そのへんのドラマチックを先生と共有できるのが理想です。ですが、現実的に先生にもそんな余裕ないと思うので、いかにご家庭でいろいろな体験をするかに左右されてしまいます。理科の内容をひと通り学びながらも、家事や手伝いなどを習慣的に行うのが大切ですね。
社会は、地理、歴史、公民すべて今に繋がっているので「今何が起こっているのか」に興味を持つようにする。これに尽きます。どれだけ周りの大人が子どもの前で、地理、歴史、公民に関わっているのかを見せなきゃならないので、ちょっと大変ですね。

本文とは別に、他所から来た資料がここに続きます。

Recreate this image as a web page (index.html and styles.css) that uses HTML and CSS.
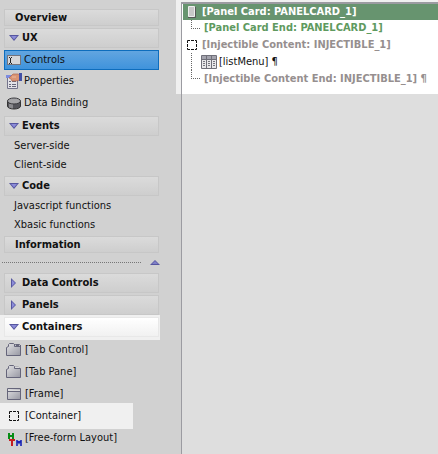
FILE: index.html
```html
<!DOCTYPE html>
<html lang="en">
<head>
<meta charset="utf-8">
<title>UX Controls</title>
<link rel="stylesheet" href="styles.css">
</head>
<body>
<svg class="defs" aria-hidden="true">
  <defs>
    <linearGradient id="metal" x1="0" y1="0" x2="1" y2="1"><stop offset="0" stop-color="#e2e2e4"/><stop offset="1" stop-color="#9697a2"/></linearGradient>
    <symbol id="down" viewBox="0 0 10 6"><path d="M0 0h10L5 6z" fill="#5656a0"/><path d="M2 1h6L5 4.500z" fill="#8c8cd8"/></symbol>
    <symbol id="right" viewBox="0 0 6 10"><path d="M0 0v10l5-5z" fill="#5656a0"/><path d="M1 2v6l3-3z" fill="#8c8cd8"/></symbol>
    <symbol id="box" viewBox="0 0 16 16"><path d="M3.500 6V3.500H6M7 3.500h3M11 3.500h1.500V6M12.500 7v3M12.500 11v1.500H11M10 12.500H7M6 12.500H3.500V11M3.500 10V7" fill="none" stroke="#111"/></symbol>
  </defs>
</svg>
<div class="app">
  <nav class="sidebar">
    <div class="section">
      <button class="head plain">Overview</button>
    </div>
    <div class="section">
      <button class="head"><svg class="arrow"><use href="#down" width="10" height="6" y="2"/></svg>UX</button>
      <button class="item selected"><svg class="icon" viewBox="0 0 16 16"><rect x="1.500" y="3.500" width="13" height="9" fill="#d6d6d8" stroke="#74747c"/><path d="M3 5.500h1m1 0h1M4.500 6v5M3 11.500h1m1 0h1" stroke="#222"/></svg>Controls</button>
      <button class="item"><svg class="icon" viewBox="0 0 16 16"><path d="M1.500 4.500h10v11h-10z" fill="#e2e2e8" stroke="#74748c"/><path d="M0 2h7v3H0z" fill="#7c8be0"/><path d="M3 8.500h2m1 0h4M3 11.500h2m1 0h4M3 13.500h2m1 0h4" stroke="#66667a"/><path d="M3 5l4-4h5l2 1v5l-4 1H6L5 6z" fill="#d99473" stroke="#ae6850" stroke-width=".7"/><path d="M6 4h4" stroke="#f0b99d"/><path d="M13 0h3v8h-3z" fill="#4250a5"/></svg>Properties</button>
      <button class="item"><svg class="icon" viewBox="0 0 16 16"><path d="M1.500 6v5c0 4 13 4 13 0V6z" fill="#55555b" stroke="#333"/><path d="M3 9v3.500l4 1V9z" fill="#8a8a8e"/><ellipse cx="8" cy="6" rx="6.500" ry="3" fill="#a5a5a8" stroke="#3c3c40"/></svg>Data Binding</button>
    </div>
    <div class="section">
      <button class="head"><svg class="arrow"><use href="#down" width="10" height="6" y="2"/></svg>Events</button>
      <button class="item text">Server-side</button>
      <button class="item text">Client-side</button>
    </div>
    <div class="section">
      <button class="head"><svg class="arrow"><use href="#down" width="10" height="6" y="2"/></svg>Code</button>
      <button class="item text">Javascript functions</button>
      <button class="item text">Xbasic functions</button>
    </div>
    <div class="section">
      <button class="head plain">Information</button>
    </div>
    <div class="splitter"><span class="dots"></span><svg class="up" viewBox="0 0 10 5"><path d="M0 5h10L5 0z" fill="#5656a0"/><path d="M2 4h6L5 1z" fill="#8080c8"/></svg></div>
    <div class="section">
      <button class="head"><svg class="arrow"><use href="#right" width="6" height="10" x="2"/></svg>Data Controls</button>
    </div>
    <div class="section">
      <button class="head"><svg class="arrow"><use href="#right" width="6" height="10" x="2"/></svg>Panels</button>
    </div>
    <div class="section">
      <div class="spot"><button class="head bright"><svg class="arrow"><use href="#down" width="10" height="6" y="2"/></svg>Containers</button></div>
      <button class="item tool"><svg class="icon" viewBox="0 0 16 16"><path d="M.500 13.500V5.500l2-1V2.500l1-1h4l1 1v1l1-1h4l1 1v10z" fill="url(#metal)" stroke="#65657a"/><path d="M8.500 2v2.500h6V3M10 3.500h3" fill="none" stroke="#65657a"/></svg>[Tab Control]</button>
      <button class="item tool"><svg class="icon" viewBox="0 0 16 16"><path d="M8.500 4V2.500h4l1 1V5" fill="#d8d8da" stroke="#b4b4ba"/><path d="M.500 13.500V5.500l2-1V2.500l1-1h4l1 1v2h6v9z" fill="url(#metal)" stroke="#65657a"/></svg>[Tab Pane]</button>
      <button class="item tool"><svg class="icon" viewBox="0 0 16 16"><path d="M1.500 2.500h13v11h-13z" fill="url(#metal)" stroke="#65657a"/><path d="M2 4.500h12" stroke="#ddd"/><path d="M2 5.500h12" stroke="#65657a"/></svg>[Frame]</button>
      <button class="item tool lit"><svg class="icon"><use href="#box" width="16" height="16"/></svg>[Container]</button>
      <button class="item tool"><svg class="icon" viewBox="0 0 16 16"><path d="M3 3v6M7 3v6M3 6h4" stroke="#078c16" stroke-width="2"/><path d="M3 10h6M6 10v6" stroke="#c51d20" stroke-width="2"/><path d="M11 10v6M15 10v6M12 11l1 2 1-2" fill="none" stroke="#1420b5" stroke-width="1.600"/></svg>[Free-form Layout]</button>
    </div>
  </nav>
  <main class="canvas">
    <ul class="tree">
      <li class="row active"><svg class="icon" viewBox="0 0 16 16"><path d="M4.500 2.500h6v10h-6z" fill="#c8c8c8" stroke="#eee"/><path d="M4 13.500h7.500V3" fill="none" stroke="#575757"/></svg><span>[Panel Card: PANELCARD_1]</span></li>
      <li class="row end"><span class="elbow"></span><span class="green">[Panel Card End: PANELCARD_1]</span></li>
      <li class="row tall"><svg class="icon"><use href="#box" width="16" height="16"/></svg><span class="grey">[Injectible Content: INJECTIBLE_1]</span></li>
      <li class="row tall child"><span class="line"></span><svg class="icon" viewBox="0 0 16 16"><path d="M.500 1.500h15v13H.500z" fill="#e8e8ea" stroke="#70707a"/><path d="M1 2h14v3H1z" fill="#a4a4ae"/><path d="M0 5.500h16M5.500 2v12M10.500 2v12" stroke="#70707a"/><path d="M2 7.500h2m3 0h2m3 0h2M2 9.500h2m3 0h2m3 0h2M2 11.500h2m3 0h2m3 0h2" stroke="#777780"/></svg><span class="name">[listMenu] ¶</span></li>
      <li class="row tall end"><span class="elbow"></span><span class="grey">[Injectible Content End: INJECTIBLE_1] ¶</span></li>
    </ul>
  </main>
</div>
</body>
</html>
```
FILE: styles.css
```css
* { box-sizing: border-box; }
body {
  margin: 0;
  background: #d1d1d1;
  color: #111;
  font: 11px/16px "DejaVu Sans Condensed", "DejaVu Sans", sans-serif;
}
.defs { position: absolute; width: 0; height: 0; }
.app { display: grid; grid-template-columns: 176px 1fr; min-height: 100vh; }
.sidebar { padding-top: 9px; overflow: hidden; }
button {
  display: flex;
  align-items: center;
  border: 0;
  padding: 0;
  background: none;
  color: inherit;
  font: inherit;
  text-align: left;
  white-space: nowrap;
}
.section { display: flex; flex-direction: column; margin-bottom: 2px; }
.head {
  height: 20px;
  margin: 0 17px 0 4px;
  padding-left: 4px;
  border: 1px solid #c7c7c7;
  background: linear-gradient(#dbdbdb, #cecece);
  font-weight: bold;
}
.plain { height: 17px; padding-left: 10px; }
.arrow { width: 10px; height: 10px; margin-right: 3px; }
.item { height: 22px; margin: 0 17px 0 4px; padding-left: 2px; }
.icon { width: 16px; height: 16px; margin-right: 2px; flex: none; }
.selected { height: 20px; margin-top: 2px; border: 1px solid #0e6dbd; padding-left: 1px; background: linear-gradient(#62a5e0, #3f93dc); }
.text { height: 19px; padding-left: 10px; }
.splitter { display: flex; align-items: center; height: 18px; padding: 0 16px 4px 2px; }
.dots { flex: 1; margin-right: 9px; border-top: 1px dotted #777; }
.up { width: 10px; height: 5px; }
.spot { margin: -2px 16px -1px 0; padding: 2px 0 3px; background: #f0f0f0; }
.bright { width: calc(100% - 5px); margin-right: 0; border-color: #e8e8e8; background: linear-gradient(#fff, #f1f1f1); }
.tool { margin: 0; padding-left: 6px; }
.tool .icon { margin-right: 3px; }
.spot + .tool { position: relative; }
.lit { align-self: flex-start; height: 26px; margin: -2px 0; padding-right: 52px; background: #f0f0f0; }
.canvas { display: flex; flex-direction: column; padding: 2px 0 0 5px; background: linear-gradient(#f0f0f0 94px, #d1d1d1 94px); }
.tree {
  flex: 1;
  margin: 0;
  padding: 0 0 0 1px;
  border: solid #9b9ba1;
  border-width: 2px 0 0 1px;
  background: linear-gradient(#fff 90px, #dedede 90px);
  list-style: none;
}
.row { display: flex; align-items: center; height: 16px; padding-left: 1px; font-weight: bold; white-space: nowrap; }
.tall { height: 17px; }
.active { background: #67946f; color: #fff; }
.green { color: #5f9a5f; }
.grey { color: #968f8f; }
.elbow { align-self: flex-start; width: 9px; height: 9px; margin: 0 4px 0 7px; border: dotted #666; border-width: 0 0 1px 1px; }
.line { align-self: stretch; width: 10px; margin-left: 7px; border-left: 1px dotted #666; }
.name { font-weight: normal; }
```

教科書の構成も今に関わる分野からスタートしないと、生徒が興味を持つのは難しいかなと思っています。世界地理や古代文明からのスタートでは、あまりに実感がないので「社会なんて興味ない」って言われてもしょうがないですね。
反対に、世界地理はもっと小学校の段階で本格的に扱うべきでしょう。EUの問題、メキシコの壁、米中貿易戦争、せっかくの話題を小学校のうちに意識できるとかなり違うと思いますね。
理科と社会は「好奇心」がキーワードになるでしょう。「好奇心」を伸ばすのは、学習塾では限界があるので、小学校入学前にどれだけ好奇心を爆発させるかがポイントです。なかなかご家庭では難しいかもしれませんが
・大人が新しいことに挑戦する姿を見せる
・子どもが興味を持つこと、動くことを邪魔しない
これだけですが、私も3人の子育て中なのでそれどころではないって気持ちもよく理解できます。邪魔しないっていうのが意外とストレスになりますね。
国語は、私はサラリーマンとして働いている今、一番重要性を感じる教科です。言葉の意味と種類をどれだけ持っているか、会話と文章でだいたいわかります。国語力が何をするにもベースになりますね。
国語の授業を通じて
・読書の疑似体験を通じて、言葉の意味と種類を増やす
・何かと何かを比較して表現する
・相関関係と因果関係を区別して表現する
といった練習を行うことで、社会に出てから役に立つスキルが身につきます。
・相手によって言い方を変える
・正確に理解して、自分なりにまとめる
・自分の言葉で再表現する
何から何まで、全部一生使うような大切なスキルです。
勉強するうえでは、ここを「読書習慣」とか「文系理系」とか、変な話にすり替えないでひとつずつ義務教育としてクリアすることですね。ちなみにですが、これらのスキルが身につくわけではないので、中学校の古文や漢文は一切不要と考えています。
以上、私なりの5教科勉強する理由です。ぜひ点数を上げるだけでなく将来のキャリアにつながるよう、参考にしていただけると幸いです。